後來我又去馮家坪公社趙家河大隊搞社教。搞社教很有意思,我當時是團員,不是黨員。
縣團委書記也是北京知青,清華附中的,他把我拉到他負責的趙家河大隊後說:讓你到這裡“整社”,你就整吧,整得怎麼樣我都認了;整好了算你的,整壞了算我的。
我那時候才20歲。趙家河大隊在整社中換了一個30多歲的人當支部書記。那個村整得好,群眾也信任我,要求留我在村里工作,而我插隊的梁家河大隊也要我回去工作。
要留在村黨支部工作,就有個是不是黨員的問題。我已先後寫過十份入黨申請書,由於家庭原因都不批準。這次公社又將我的入黨問題交到縣委去研究。
在研究我的入黨問題時,當時的縣委書記說,這個村姓氏矛盾複雜,本地人很難處理得好,確實需要他回村里主持工作。
他爸爸的結論在哪兒?沒有,不能因此影響他入黨。所以就批準我入黨,並讓我當了大隊支部書記。讓原來的大隊支部書記擔任大隊革委會主任。
在此之前,入團也費盡了周折,入團申請書前後寫了八份。
第一次寫完入團申請後,我把大隊支部書記請到我的窯洞來:一盤炒雞蛋,兩個熱饃。
吃完後我說,我的入團申請書你該遞了吧?他說,我怎遞?上面都說你是可教子女。
我說,什麼叫可教子女?他說,上面說你沒劃清界限。我說,結論在哪?一個人是什麼問題,得有個結論。我父親什麼結論?你得到中央文件了?
你說,真沒有,遞,那就往上遞。
從公社回來之後,他說,公社書記把我罵回來了,說我不懂事,這樣的人,你還敢遞?
我說,我是什麼人?我幹了什麼事?是寫了反動標語,還是喊了反動口號?我是一個年輕人,追求上進,有什麼不對?我毫不氣餒。
過幾天,又寫了兩份申請,請支書又給遞上去,就這樣一直寫到第八份。
我那時已沒有那種凄苦之感,或者是一種自卑感,隻是一個感覺,就是黨內、團內好人越多,壞人會越少,不入白不入,除非你不能讓我入。

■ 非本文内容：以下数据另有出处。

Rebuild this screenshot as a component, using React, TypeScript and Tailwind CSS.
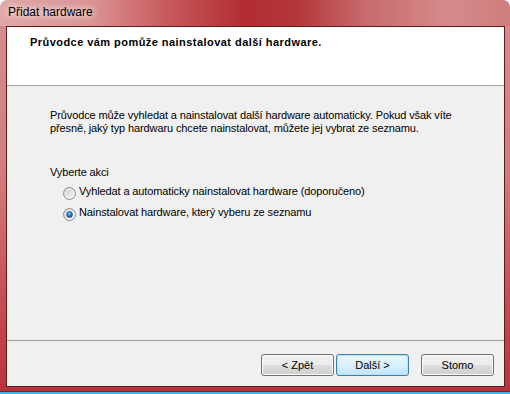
const Radio = ({ checked }: { checked?: boolean }) => (
  <svg width="13" height="13" viewBox="0 0 13 13" className="shrink-0 mt-[2px]">
    <defs>
      <linearGradient id="rf" x1="0" y1="0" x2="1" y2="1">
        <stop offset="0" stopColor="#cbcbcb" />
        <stop offset="1" stopColor="#f8f8f8" />
      </linearGradient>
      <radialGradient id="rd" cx="0.45" cy="0.4" r="0.6">
        <stop offset="0" stopColor="#8fd0ff" />
        <stop offset="0.5" stopColor="#1d7fd6" />
        <stop offset="1" stopColor="#173f73" />
      </radialGradient>
    </defs>
    <circle cx="6.5" cy="6.5" r="6" fill="url(#rf)" stroke="#8f8f8f" strokeWidth="1" />
    <circle cx="6.5" cy="6.5" r="4.3" fill="none" stroke="#ffffff" strokeOpacity="0.6" strokeWidth="1" />
    {checked && <circle cx="6.5" cy="6.5" r="3.2" fill="url(#rd)" />}
  </svg>
);

const Button = ({ label, primary }: { label: string; primary?: boolean }) => (
  <button
    className={
      primary
        ? "w-[73px] h-[22px] rounded-[3px] border border-[#3c7fb1] bg-gradient-to-b from-[#eaf6fd] via-[#d9f0fc] to-[#bee6fd] shadow-[inset_0_0_0_1px_#b6e3f9] text-[11px] text-black"
        : "w-[73px] h-[22px] rounded-[3px] border border-[#707070] bg-[linear-gradient(to_bottom,#f2f2f2_0%,#ebebeb_50%,#dddddd_51%,#cfcfcf_100%)] shadow-[inset_0_0_0_1px_#fcfcfc] text-[11px] text-black"
    }
  >
    {label}
  </button>
);

export default function App() {
  return (
    <div className="w-[510px] h-[394px] bg-white flex flex-col overflow-hidden font-['Liberation_Sans',Arial,sans-serif] text-[11px] leading-[13px] text-black">
      <div className="h-[392px] flex flex-col rounded-t-[7px] overflow-hidden">
        {/* title bar */}
        <div className="h-[26px] shrink-0 pl-[8px] pt-[5px] bg-[linear-gradient(to_right,#e0a8a8_0%,#da9494_18%,#c85c60_32%,#b22d31_48%,#b3363a_58%,#c86c6e_72%,#d58a8a_88%,#d07c7c_100%)]">
          <span className="text-[12px] leading-[15px] text-black [text-shadow:0_0_6px_#ffffff,0_0_10px_#ffffffb0]">
            Přidat hardware
          </span>
        </div>

        {/* frame + client */}
        <div className="flex-1 flex flex-col pl-[6px] pr-[5px] pb-[4px] border-b border-[#7d2327] bg-[linear-gradient(to_bottom,#d58c8c_0%,#d27c7e_40%,#c4484c_80%,#b9343a_100%)]">
          <div className="flex-1 flex flex-col border border-[#5b1c1c] bg-[#f0f0f0]">
            <div className="h-[59px] shrink-0 bg-white border-b border-[#a0a0a0] pl-[23px] pt-[9px] font-bold tracking-[0.45px]">
              Průvodce vám pomůže nainstalovat další hardware.
            </div>

            <div className="flex-1 pl-[43px] pt-[23px] tracking-[-0.12px]">
              <p>
                Průvodce může vyhledat a nainstalovat další hardware automaticky. Pokud však víte
                <br />
                přesně, jaký typ hardwaru chcete nainstalovat, můžete jej vybrat ze seznamu.
              </p>
              <p className="mt-[31px]">Vyberte akci</p>
              <div className="mt-[6px] pl-[13px] flex flex-col">
                <div className="h-[21px] flex items-start gap-[3px]">
                  <Radio />
                  <span>Vyhledat a automaticky nainstalovat hardware (doporučeno)</span>
                </div>
                <div className="h-[21px] flex items-start gap-[3px]">
                  <Radio checked />
                  <span>Nainstalovat hardware, který vyberu ze seznamu</span>
                </div>
              </div>
            </div>

            <div className="h-[46px] shrink-0 border-t border-[#a0a0a0] flex justify-end items-start pt-[13px] pr-[10px]">
              <Button label="< Zpět" />
              <div className="w-[2px]" />
              <Button label="Další >" primary />
              <div className="w-[12px]" />
              <Button label="Stomo" />
            </div>
          </div>
        </div>
      </div>
      <div className="h-[2px] bg-[#3fb3e3]" />
    </div>
  );
}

當寫到第八份時,終於批下來了。當然,這是得到公社團委書記的支持後才批的。
團委書記到我那裡,跟我聊了五天,最後就成為“死黨”。
後來也就是他接任公社知青辦主任後,一手把我的“黑材料”付之一炬的。那次,他把我拉到一個小山溝的青石闆上坐下,說,我把你的所有“黑材料”都拿出來了。
我說,“黑材料”拿來有什麼用?他說,燒了吧!我說,你敢啊?掉腦袋的事。他說,怎不敢,我看這材料不是你學校寄來的。
因為我那時是中學生,我的材料不是八一學校給的,是中央黨校寫的,當時我母親在中央黨校,“文革”中我們家被抄之後,搬到黨校里去。到黨校後,因我有一股倔勁,不甘受欺負,得罪了造反派,有什麼不好的事都算在我身上,都認為我是頭兒,我就被康生的老婆曹軼歐作為“黑幫”的家屬揪出來了。